I got a chance to watch a couple of movies this weekend and figured here would be a good start for a series of movie reviews. I watch movies a bit and have had this idea running around my head for a awhile. I check out aintitcoolnews.com a bit and I am certainly not that sort of movie fan. I don't get excited about everything I see, gosh that Harry dude lists his video picks and it looks like every movie coming out. I rarely find more than a couple of DVD's a season. I guess I'm not a person who loves movies but rather a person who loves the movies I love.

Anyway I rented Van Hellsing and Slacker from the video store. Neither was a purchase nor do i feel a need to run out and buy either.
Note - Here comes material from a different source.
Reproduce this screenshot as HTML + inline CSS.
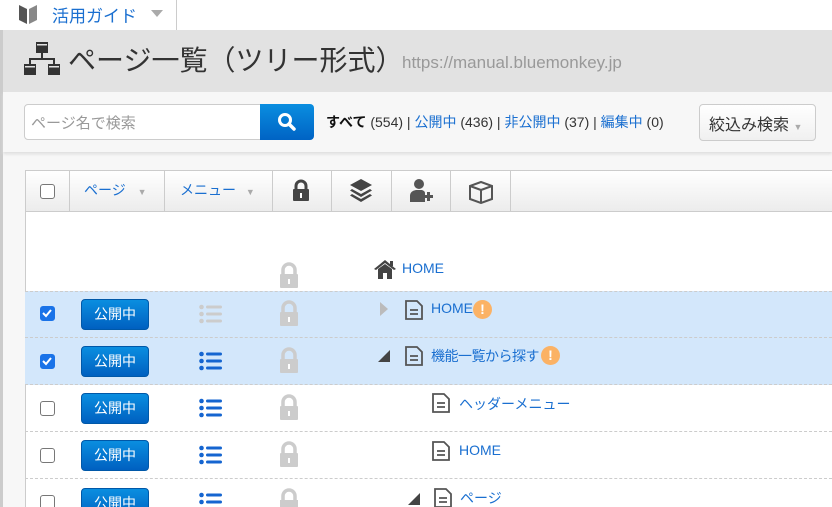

Lets start with Van Hellsing, I hated this fucking piece of crap. It was one of those non movies that Will Smith constantly comes out with. You know you see it and you don't really remember it 10 minutes later so you can watch it over and over. These turds usually have a bunch of goofy scenes and subplots that lead no where. I think this is to confuse your brain into instantly forgetting the film. Here the plot was sort of lame and then there was a useless thing about Van Hellsing being the arch angel Gabriel, WTF! The effects were terrible and just looked shitty. Mr. Hyde looked like a DIC cartoon.., Yeah like "you cant stop the littles cuz the littles don't stop"! Bomble from Rudolphs shiny new year looked better. What the hell David Wenham was doing in this after Lord of the Rings is beyond me. Stay the hell away from this!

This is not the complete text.